EXERCISE AIM >>
Write the data out again exactly, with no pictures.

↓

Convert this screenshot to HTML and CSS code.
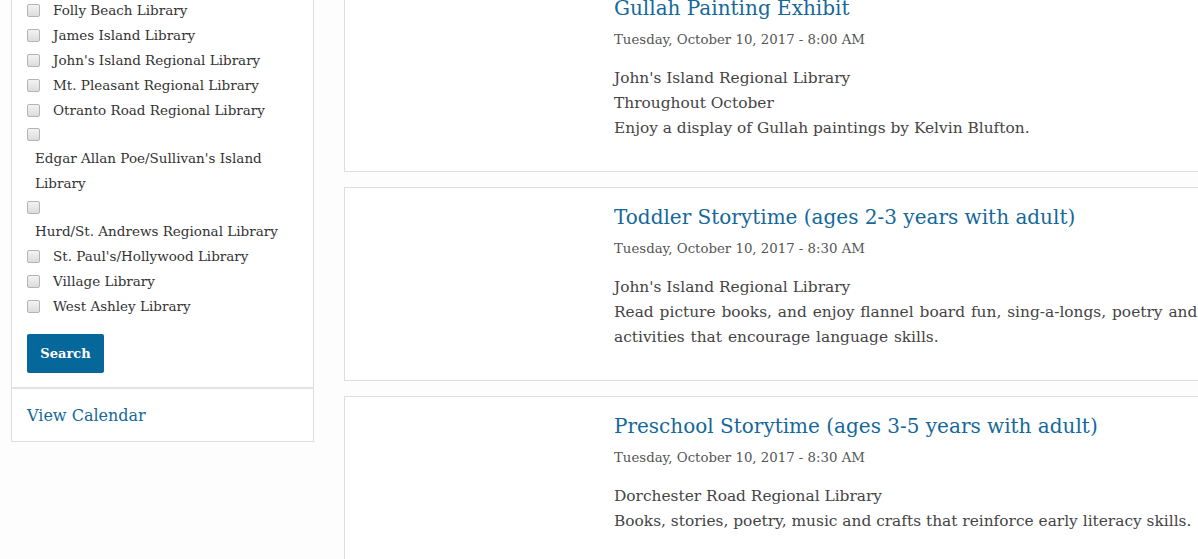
FILE: index.html
```html
<!DOCTYPE html>
<html lang="en">
<head>
<meta charset="utf-8">
<title>Events</title>
<link rel="stylesheet" href="styles.css">
</head>
<body>
<div class="layout">
  <aside class="sidebar">
    <form class="filter">
      <div class="opt"><input type="checkbox" id="l1"><label for="l1">Folly Beach Library</label></div>
      <div class="opt"><input type="checkbox" id="l2"><label for="l2">James Island Library</label></div>
      <div class="opt"><input type="checkbox" id="l3"><label for="l3">John's Island Regional Library</label></div>
      <div class="opt"><input type="checkbox" id="l4"><label for="l4">Mt. Pleasant Regional Library</label></div>
      <div class="opt"><input type="checkbox" id="l5"><label for="l5">Otranto Road Regional Library</label></div>
      <div class="opt long"><input type="checkbox" id="l6"><label for="l6">Edgar Allan Poe/Sullivan's Island Library</label></div>
      <div class="opt long"><input type="checkbox" id="l7"><label for="l7">Hurd/St. Andrews Regional Library</label></div>
      <div class="opt"><input type="checkbox" id="l8"><label for="l8">St. Paul's/Hollywood Library</label></div>
      <div class="opt"><input type="checkbox" id="l9"><label for="l9">Village Library</label></div>
      <div class="opt"><input type="checkbox" id="l10"><label for="l10">West Ashley Library</label></div>
      <button type="button" class="btn">Search</button>
    </form>
    <div class="cal-link"><a href="#">View Calendar</a></div>
  </aside>
  <main class="events">
    <article class="event">
      <div class="thumb"></div>
      <div class="info">
        <h2 class="title"><a href="#">Gullah Painting Exhibit</a></h2>
        <div class="date">Tuesday, October 10, 2017 - 8:00 AM</div>
        <div class="desc">
          <div>John's Island Regional Library</div>
          <div>Throughout October</div>
          <div>Enjoy a display of Gullah paintings by Kelvin Blufton.</div>
        </div>
      </div>
    </article>
    <article class="event">
      <div class="thumb"></div>
      <div class="info">
        <h2 class="title"><a href="#">Toddler Storytime (ages 2-3 years with adult)</a></h2>
        <div class="date">Tuesday, October 10, 2017 - 8:30 AM</div>
        <div class="desc">
          <div>John's Island Regional Library</div>
          <div class="wide">Read picture books, and enjoy flannel board fun, sing-a-longs, poetry and other activities that encourage language skills.</div>
        </div>
      </div>
    </article>
    <article class="event">
      <div class="thumb"></div>
      <div class="info">
        <h2 class="title"><a href="#">Preschool Storytime (ages 3-5 years with adult)</a></h2>
        <div class="date">Tuesday, October 10, 2017 - 8:30 AM</div>
        <div class="desc">
          <div>Dorchester Road Regional Library</div>
          <div>Books, stories, poetry, music and crafts that reinforce early literacy skills.</div>
        </div>
      </div>
    </article>
  </main>
</div>
</body>
</html>
```
FILE: styles.css
```css
html, body {
  margin: 0;
  padding: 0;
  background: #fdfdfd;
  overflow: hidden;
  height: 559px;
}
body {
  font-family: "DejaVu Serif", "Liberation Serif", serif;
  color: #444;
}
.layout {
  display: flex;
  align-items: flex-start;
  padding-left: 11px;
}
.sidebar {
  width: 303px;
  flex: none;
  margin-top: -18px;
  background: #fff;
}
.filter {
  border: 1px solid #ddd;
  padding: 15px 15px 14px 15px;
  font-size: 13.5px;
}
.opt {
  line-height: 25px;
  display: flex;
  align-items: center;
}
.opt input {
  appearance: none;
  -webkit-appearance: none;
  width: 13px;
  height: 13px;
  margin: 0 5px 0 0;
  border: 1px solid #b4b4b4;
  border-radius: 2px;
  background: linear-gradient(#f3f3f3, #dcdcdc);
  flex: none;
}
.opt label {
  padding-left: 8px;
  color: #333;
}
.opt.long {
  display: block;
  padding-top: 5px;
}
.opt.long input {
  display: block;
  margin-bottom: 5px;
}
.opt.long label {
  display: block;
  padding-left: 8px;
  width: 254px;
  line-height: 25px;
}
.btn {
  margin-top: 15px;
  display: block;
  background: #06679a;
  color: #fff;
  border: 0;
  border-radius: 2px;
  font-family: inherit;
  font-weight: bold;
  font-size: 13px;
  width: 77px;
  height: 39px;
  padding: 0;
}
.cal-link {
  border: 1px solid #ddd;
  border-top-width: 2px;
  border-top-color: #e2e2e2;
  margin-top: -1px;
  padding: 15px 15px 14px 15px;
  line-height: 23px;
}
.cal-link a {
  color: #15689a;
  text-decoration: none;
  font-size: 16px;
}
.events {
  margin-left: 30px;
  margin-top: -22px;
  width: 960px;
  flex: none;
  display: flex;
  flex-direction: column;
  gap: 15px;
}
.event {
  display: flex;
  border: 1px solid #ddd;
  background: #fff;
  height: 192px;
}
.thumb {
  width: 269px;
  flex: none;
}
.info {
  padding-top: 15px;
  width: 690px;
}
.title {
  margin: 0;
  font-weight: normal;
  font-size: 20px;
  line-height: 28px;
}
.title a {
  color: #15689a;
  text-decoration: none;
}
.date {
  margin-top: 8px;
  font-size: 13.3px;
  line-height: 20px;
  color: #555;
}
.desc {
  margin-top: 16px;
  font-size: 15.4px;
  line-height: 25px;
  color: #444;
}
.desc .wide {
  word-spacing: 1px;
}
```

↑

ANSWER TO THIS PROBLEM >>
Convert this screenshot to HTML and CSS code.
FILE: index.html
```html
<!DOCTYPE html>
<html lang="en">
<head>
<meta charset="utf-8">
<title>Events</title>
<link rel="stylesheet" href="styles.css">
</head>
<body>
<div class="layout">
  <aside class="sidebar">
    <form class="filter">
      <div class="opt"><input type="checkbox" id="l1"><label for="l1">Folly Beach Library</label></div>
      <div class="opt"><input type="checkbox" id="l2"><label for="l2">James Island Library</label></div>
      <div class="opt"><input type="checkbox" id="l3"><label for="l3">John's Island Regional Library</label></div>
      <div class="opt"><input type="checkbox" id="l4"><label for="l4">Mt. Pleasant Regional Library</label></div>
      <div class="opt"><input type="checkbox" id="l5"><label for="l5">Otranto Road Regional Library</label></div>
      <div class="opt long"><input type="checkbox" id="l6"><label for="l6">Edgar Allan Poe/Sullivan's Island Library</label></div>
      <div class="opt long"><input type="checkbox" id="l7"><label for="l7">Hurd/St. Andrews Regional Library</label></div>
      <div class="opt"><input type="checkbox" id="l8"><label for="l8">St. Paul's/Hollywood Library</label></div>
      <div class="opt"><input type="checkbox" id="l9"><label for="l9">Village Library</label></div>
      <div class="opt"><input type="checkbox" id="l10"><label for="l10">West Ashley Library</label></div>
      <button type="button" class="btn">Search</button>
    </form>
    <div class="cal-link"><a href="#">View Calendar</a></div>
  </aside>
  <main class="events">
    <article class="event">
      <div class="thumb"></div>
      <div class="info">
        <h2 class="title"><a href="#">Gullah Painting Exhibit</a></h2>
        <div class="date">Tuesday, October 10, 2017 - 8:00 AM</div>
        <div class="desc">
          <div>John's Island Regional Library</div>
          <div>Throughout October</div>
          <div>Enjoy a display of Gullah paintings by Kelvin Blufton.</div>
        </div>
      </div>
    </article>
    <article class="event">
      <div class="thumb"></div>
      <div class="info">
        <h2 class="title"><a href="#">Toddler Storytime (ages 2-3 years with adult)</a></h2>
        <div class="date">Tuesday, October 10, 2017 - 8:30 AM</div>
        <div class="desc">
          <div>John's Island Regional Library</div>
          <div class="wide">Read picture books, and enjoy flannel board fun, sing-a-longs, poetry and other activities that encourage language skills.</div>
        </div>
      </div>
    </article>
    <article class="event">
      <div class="thumb"></div>
      <div class="info">
        <h2 class="title"><a href="#">Preschool Storytime (ages 3-5 years with adult)</a></h2>
        <div class="date">Tuesday, October 10, 2017 - 8:30 AM</div>
        <div class="desc">
          <div>Dorchester Road Regional Library</div>
          <div>Books, stories, poetry, music and crafts that reinforce early literacy skills.</div>
        </div>
      </div>
    </article>
  </main>
</div>
</body>
</html>
```
FILE: styles.css
```css
html, body {
  margin: 0;
  padding: 0;
  background: #fdfdfd;
  overflow: hidden;
  height: 559px;
}
body {
  font-family: "DejaVu Serif", "Liberation Serif", serif;
  color: #444;
}
.layout {
  display: flex;
  align-items: flex-start;
  padding-left: 11px;
}
.sidebar {
  width: 303px;
  flex: none;
  margin-top: -18px;
  background: #fff;
}
.filter {
  border: 1px solid #ddd;
  padding: 15px 15px 14px 15px;
  font-size: 13.5px;
}
.opt {
  line-height: 25px;
  display: flex;
  align-items: center;
}
.opt input {
  appearance: none;
  -webkit-appearance: none;
  width: 13px;
  height: 13px;
  margin: 0 5px 0 0;
  border: 1px solid #b4b4b4;
  border-radius: 2px;
  background: linear-gradient(#f3f3f3, #dcdcdc);
  flex: none;
}
.opt label {
  padding-left: 8px;
  color: #333;
}
.opt.long {
  display: block;
  padding-top: 5px;
}
.opt.long input {
  display: block;
  margin-bottom: 5px;
}
.opt.long label {
  display: block;
  padding-left: 8px;
  width: 254px;
  line-height: 25px;
}
.btn {
  margin-top: 15px;
  display: block;
  background: #06679a;
  color: #fff;
  border: 0;
  border-radius: 2px;
  font-family: inherit;
  font-weight: bold;
  font-size: 13px;
  width: 77px;
  height: 39px;
  padding: 0;
}
.cal-link {
  border: 1px solid #ddd;
  border-top-width: 2px;
  border-top-color: #e2e2e2;
  margin-top: -1px;
  padding: 15px 15px 14px 15px;
  line-height: 23px;
}
.cal-link a {
  color: #15689a;
  text-decoration: none;
  font-size: 16px;
}
.events {
  margin-left: 30px;
  margin-top: -22px;
  width: 960px;
  flex: none;
  display: flex;
  flex-direction: column;
  gap: 15px;
}
.event {
  display: flex;
  border: 1px solid #ddd;
  background: #fff;
  height: 192px;
}
.thumb {
  width: 269px;
  flex: none;
}
.info {
  padding-top: 15px;
  width: 690px;
}
.title {
  margin: 0;
  font-weight: normal;
  font-size: 20px;
  line-height: 28px;
}
.title a {
  color: #15689a;
  text-decoration: none;
}
.date {
  margin-top: 8px;
  font-size: 13.3px;
  line-height: 20px;
  color: #555;
}
.desc {
  margin-top: 16px;
  font-size: 15.4px;
  line-height: 25px;
  color: #444;
}
.desc .wide {
  word-spacing: 1px;
}
```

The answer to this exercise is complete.